ICT2014 Abstracts

Obtaining high performance thermoelectric (TE) materials is the central theme in the direct thermal-to-electric energy conversion. In this talk we introduce atomic scale point defect engineering as a new strategy to simultaneously optimize the electrical properties and lattice thermal conductivity of TE materials. Three typical TE materials are selected as paradigms to demonstrate the applicability of this new approach, such Bi₂Te₃ based alloys, Mg₂(Si,Sn) solid solutions and ZrNiSn based half-Heusler alloys.

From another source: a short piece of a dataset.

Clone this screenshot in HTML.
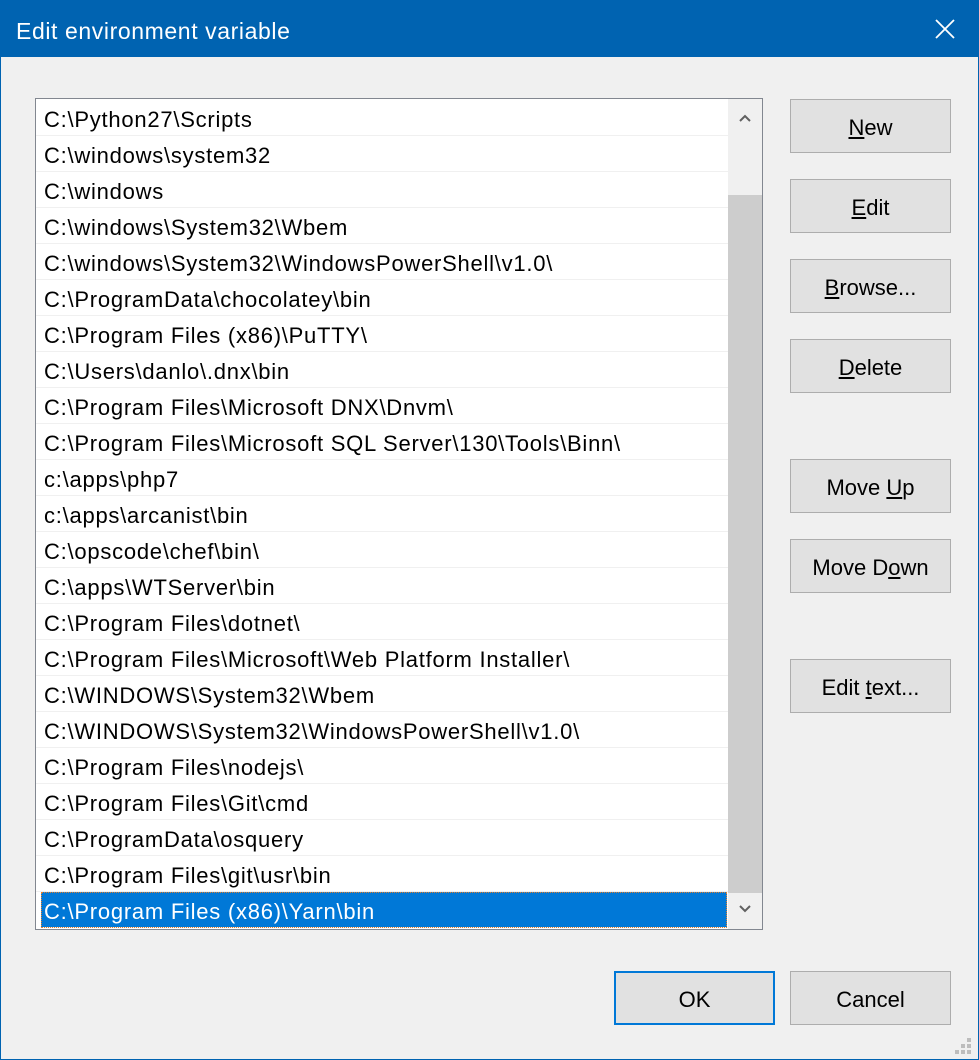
<!DOCTYPE html>
<html><head><meta charset="utf-8"><style>
*{margin:0;padding:0;box-sizing:border-box}
body{width:979px;height:1060px;background:#f0f0f0;font-family:"Liberation Sans",sans-serif;position:relative;overflow:hidden}
.frame{position:absolute;left:0;top:0;width:979px;height:1060px;border:1px solid #0063b1;pointer-events:none}
.title{position:absolute;left:0;top:0;width:979px;height:57px;background:#0063b1;color:#fff;font-size:23px;line-height:62px;padding-left:16px;letter-spacing:0.6px}
.x{position:absolute;right:24px;top:19px}
.list{position:absolute;left:35px;top:98px;width:728px;height:832px;background:#fff;border:1px solid #828790}
.row{position:absolute;left:0;width:692px;height:36px;border-bottom:1px solid #f0f0f0;font-size:22px;letter-spacing:0.75px;line-height:40px;padding-left:8px;color:#000;white-space:nowrap}
.sel{background:#0078d7;color:#fff;left:5px;width:686px;padding-left:3px;outline:1px dotted #e08030;outline-offset:-1px}
.sb{position:absolute;left:692px;top:0;width:34px;height:830px;background:#f0f0f0}
.thumb{position:absolute;left:0;top:96px;width:34px;height:698px;background:#cdcdcd}
.btn{position:absolute;left:790px;width:161px;height:54px;background:#e1e1e1;border:1px solid #adadad;font-size:22px;text-align:center;line-height:56px;color:#000}
.ok{left:614px;border:2px solid #0078d7;line-height:54px}
u{text-decoration:underline}
</style></head><body>
<div class="title">Edit environment variable
<svg class="x" width="20" height="20" viewBox="0 0 20 20"><path d="M1 1L19 19M19 1L1 19" stroke="#fff" stroke-width="1.8"/></svg></div>
<div class="list">
<div class="row" style="top:1px">C:\Python27\Scripts</div>
<div class="row" style="top:37px">C:\windows\system32</div>
<div class="row" style="top:73px">C:\windows</div>
<div class="row" style="top:109px">C:\windows\System32\Wbem</div>
<div class="row" style="top:145px">C:\windows\System32\WindowsPowerShell\v1.0\</div>
<div class="row" style="top:181px">C:\ProgramData\chocolatey\bin</div>
<div class="row" style="top:217px">C:\Program Files (x86)\PuTTY\</div>
<div class="row" style="top:253px">C:\Users\danlo\.dnx\bin</div>
<div class="row" style="top:289px">C:\Program Files\Microsoft DNX\Dnvm\</div>
<div class="row" style="top:325px">C:\Program Files\Microsoft SQL Server\130\Tools\Binn\</div>
<div class="row" style="top:361px">c:\apps\php7</div>
<div class="row" style="top:397px">c:\apps\arcanist\bin</div>
<div class="row" style="top:433px">C:\opscode\chef\bin\</div>
<div class="row" style="top:469px">C:\apps\WTServer\bin</div>
<div class="row" style="top:505px">C:\Program Files\dotnet\</div>
<div class="row" style="top:541px">C:\Program Files\Microsoft\Web Platform Installer\</div>
<div class="row" style="top:577px">C:\WINDOWS\System32\Wbem</div>
<div class="row" style="top:613px">C:\WINDOWS\System32\WindowsPowerShell\v1.0\</div>
<div class="row" style="top:649px">C:\Program Files\nodejs\</div>
<div class="row" style="top:685px">C:\Program Files\Git\cmd</div>
<div class="row" style="top:721px">C:\ProgramData\osquery</div>
<div class="row" style="top:757px">C:\Program Files\git\usr\bin</div>
<div class="row sel" style="top:793px">C:\Program Files (x86)\Yarn\bin</div>
<div class="sb"><div class="thumb"></div>
<svg style="position:absolute;left:11px;top:15px" width="12" height="8"><path d="M1 7L6 2L11 7" stroke="#606060" stroke-width="2" fill="none"/></svg>
<svg style="position:absolute;left:11px;top:806px" width="12" height="8"><path d="M1 1L6 6L11 1" stroke="#606060" stroke-width="2" fill="none"/></svg>
</div></div>
<div class="btn" style="top:99px"><u>N</u>ew</div>
<div class="btn" style="top:179px"><u>E</u>dit</div>
<div class="btn" style="top:259px"><u>B</u>rowse...</div>
<div class="btn" style="top:339px"><u>D</u>elete</div>
<div class="btn" style="top:459px">Move <u>U</u>p</div>
<div class="btn" style="top:539px">Move D<u>o</u>wn</div>
<div class="btn" style="top:659px">Edit <u>t</u>ext...</div>
<div class="btn ok" style="top:971px">OK</div>
<div class="btn" style="top:971px">Cancel</div>
<svg style="position:absolute;left:955px;top:1038px" width="18" height="18"><g fill="#bdbdbd"><rect x="12" y="0" width="4" height="4"/><rect x="6" y="6" width="4" height="4"/><rect x="12" y="6" width="4" height="4"/><rect x="0" y="12" width="4" height="4"/><rect x="6" y="12" width="4" height="4"/><rect x="12" y="12" width="4" height="4"/></g></svg>
<div class="frame"></div>
</body></html>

Intrinsic point defects play an important role in enhancing TE properties. In (Bi,Sb)₂(Te,Se)₃ solid solutions, we engineer antisite defects and donor-like effect by tuning formation energy of point defects and hot deformation. As a result, a record value of the figure of merit ZT ~ 1.2 at 445 K was obtained for n-type polycrystalline Bi₂Te_2.3Se_0.7 alloys, and a high ZT of ~ 1.3 at 380 K for p-type polycrystalline Bi_0.3Sb_1.7Te₃ alloys. Also we enahnce the TE properties of Mg₂(Si,Sn) via synergistically implementing Sb dopants, Mg vacancies, and Mg interstitials in Mg₂Si_0.4Sn_0.6-xSb_x. Sb doping facilitates the formation of Mg vacancies at high doping ratios (x > 0.1). A state-of-the-art figure of merit ZT> 1.1 was attained at 750 K. Point defects change the band structure of ZrNiSn based half-Heusler alloys. Although normally considered an ordered compound, the ZrNiSn displays many transport characteristics of a disordered alloy. We found that, similar to the (Zr,Hf)NiSn based solid solutions, the unsubstituted ZrNiSn compound also exhibits a charge transport dominated by alloy scattering. The unexpected transport phenomenon can be explained by the atomic disorder in this system. The influence of the disordering and defects in crystal structure on the electron transport process has been quantitatively analyzed. These results demonstrate the promise of point defect engineering as a new strategy in optimizing TE properties.